The problem is that, dragons may lie in the code, and will be discovered only during this change. Even if the business authorizes this change with requested timeline, the likelihood of the timeline slipping is extremely high because these changes don't deal with "simple" or "complicated". They are usually very complex, and unpredictable.
Additionally, there is always risk of having to rush your changes when you discover that there is much more work to do than expected. Rushing these changes will only produce a system that is also bad quality. It can even be worse than where you've started!
If you could deliver this type of change to the system while delivering business value, happening as part of the valuable changes, then you avoid all of these issues. You also will have to deliver this change partially, and to production. This means that the chance of bugs and outages is lower, and if they do happen, the debugging space is much smaller.
You can fix the issue, and make another release. Frequently, very large changes cannot be effectively debugged, and you would have to either live with bugs for a while, or have to revert. If you revert, and your time is up - then you're unlikely to be given more time or another chance at a change like this.
As already mentioned, delivering your incremental or partial changes to production as frequently as you can is very important, simply because it reduces the risk of bugs and outages, and, on top of that, it makes it faster and cheaper to fix these if they do happen.
Great principle to apply to such large-scale problems is Divide & Conquer. This is where you take the large problem as a whole, and then split it down among several smaller items (but not too many at this stage, think 3-7 items).
Then you treat every item as a separate independent problem to solve. You may have to apply Divide & Conquer method to it recursively.
Finally, when you make progress on your items, you can recompose them into the one big whole again in terms of a solution. This can also, sometimes, be done incrementally - you can complete only few items, and then compose their result, and deliver to production.

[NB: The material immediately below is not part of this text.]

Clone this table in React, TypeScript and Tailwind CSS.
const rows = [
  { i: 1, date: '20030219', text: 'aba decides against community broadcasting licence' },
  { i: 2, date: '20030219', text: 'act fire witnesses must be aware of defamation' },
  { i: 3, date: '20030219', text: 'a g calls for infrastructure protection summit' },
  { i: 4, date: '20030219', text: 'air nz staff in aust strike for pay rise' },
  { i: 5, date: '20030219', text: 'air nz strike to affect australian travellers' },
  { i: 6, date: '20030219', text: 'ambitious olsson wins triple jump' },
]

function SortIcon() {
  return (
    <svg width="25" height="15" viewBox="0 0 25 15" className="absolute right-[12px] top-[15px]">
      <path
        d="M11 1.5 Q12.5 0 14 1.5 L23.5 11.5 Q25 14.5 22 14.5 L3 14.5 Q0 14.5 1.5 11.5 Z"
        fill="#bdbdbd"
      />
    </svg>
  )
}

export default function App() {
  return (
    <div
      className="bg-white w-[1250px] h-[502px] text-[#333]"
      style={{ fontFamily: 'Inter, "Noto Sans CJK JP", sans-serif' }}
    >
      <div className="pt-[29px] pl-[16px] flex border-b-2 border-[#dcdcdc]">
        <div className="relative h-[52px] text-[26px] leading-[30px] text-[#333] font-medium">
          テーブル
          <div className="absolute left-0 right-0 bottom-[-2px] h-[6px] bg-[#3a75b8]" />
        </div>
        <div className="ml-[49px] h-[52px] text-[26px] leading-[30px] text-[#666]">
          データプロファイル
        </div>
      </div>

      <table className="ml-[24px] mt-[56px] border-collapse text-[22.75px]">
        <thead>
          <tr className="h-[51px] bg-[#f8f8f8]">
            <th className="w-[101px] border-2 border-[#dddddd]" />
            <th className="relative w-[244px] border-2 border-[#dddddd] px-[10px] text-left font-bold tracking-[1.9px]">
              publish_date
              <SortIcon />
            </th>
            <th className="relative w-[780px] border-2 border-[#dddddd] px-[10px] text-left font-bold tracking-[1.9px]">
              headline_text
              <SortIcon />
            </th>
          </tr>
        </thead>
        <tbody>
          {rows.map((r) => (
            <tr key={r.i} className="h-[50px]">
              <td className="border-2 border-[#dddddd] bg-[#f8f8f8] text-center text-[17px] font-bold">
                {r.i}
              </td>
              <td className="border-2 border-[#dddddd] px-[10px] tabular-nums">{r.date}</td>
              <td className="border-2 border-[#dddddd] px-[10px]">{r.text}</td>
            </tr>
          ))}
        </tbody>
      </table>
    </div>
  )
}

Another variation of this same principle is to slice the problem not into the hierarchical structure (where you potentially still need all its components to actually deliver the change), but into incremental stages or slices that can be delivered independently, on their own.
There are two types here:
In Stages - Instead of transitioning from the current software design directly to the new one, find an intermediate design (or many design stages), that allow you to transition easier, in steps. Of course, these have to be fully functional, deployable increments. For example:
In Slices - Instead of applying the new design approach to the whole system, slice system into functional areas and apply it one-by-one. Needless to say - fully functional and deployable increments. For example:
As you can see, the choice of the order of implementation (and timing) of the slices is critical. We start with the slice of the codebase within which we're currently are (and will be in predictable future) working on. Then we can take the next most-frequently changing slice into account. And finally, we have a very stable part of the system that doesn't change that often - here, we decide to make changes opportunistically, only if we have to touch it.
When you perform a large-scale refactoring, it's not uncommon to encounter breaking API and interface changes. Sometimes, it's not possible to make a complete increment without breaking some dependencies or dependents.
You have a choice in these scenarios - not to deliver the refactoring slice (or many slices) to production environment so that you don't break anything, or, as an alternative, apply Parallel Change Refactoring:
- Create another version of the API
- Make sure that you duplicate only the API, and not the logic behind it (extract duplication where necessary)
- Mark old version of the API as deprecated
- Use the new version in your new implementation code
- Deploy to production
- Each time you touch some code that uses deprecated API, replace with the new one, and deploy as an increment
The major blocker to large-scale refactoring is the need to change the design in all the relevant places at once, in pursuit of "consistency." In Evolutionary Design, such consistency isn't necessary, and, in fact, isn't required on purpose. The reason is that the requirement for consistency makes developers afraid to make changes, and hence removes the ability of the team to practice continuous improvement and continuous refactoring.
What you do instead is you prioritize the parts of the code that you should change now, next, later, and maybe never:
- Now - the code that you're working right now on very actively, and will be working on in foreseeable future.
- Next - the recent code, that you expect that you might be working on soon.
- Later - relatively stable code, that you don't expect to be actively working on. Maybe a small change or two there and there.
- Maybe never - very stable code, or stable legacy code, that you don't expect to be changing any time soon.
When you've defined the stages of your software design journey, then you can actually have different versions of approaches, that are documented, and every module of the system declares which version of the approach it is on.
Moreover, when you have to touch the code that is using the older version of the software design approach, then you can refactor it either to the next stage, or advance it multiple stages. When can be done relatively quickly, feel free to update it directly to the latest version.
If you follow these incremental changes, and you realize that you have only 10-20% of the codebase that isn't yet following the latest architectural approach - then you can make a final push as a separate work item just to finalize this refactoring. This should ideally fit in one iteration. If it doesn't, then you're not ready to perform the final push yet.
(practice: 45 min)
As Ensemble, discuss the recent architectural change that the team had to apply, that was large-scale and wasn't completed with an evolutionary approach.
Together, try to mentally return back to the beginning of that initiative and plan it anew with the evolutionary approach.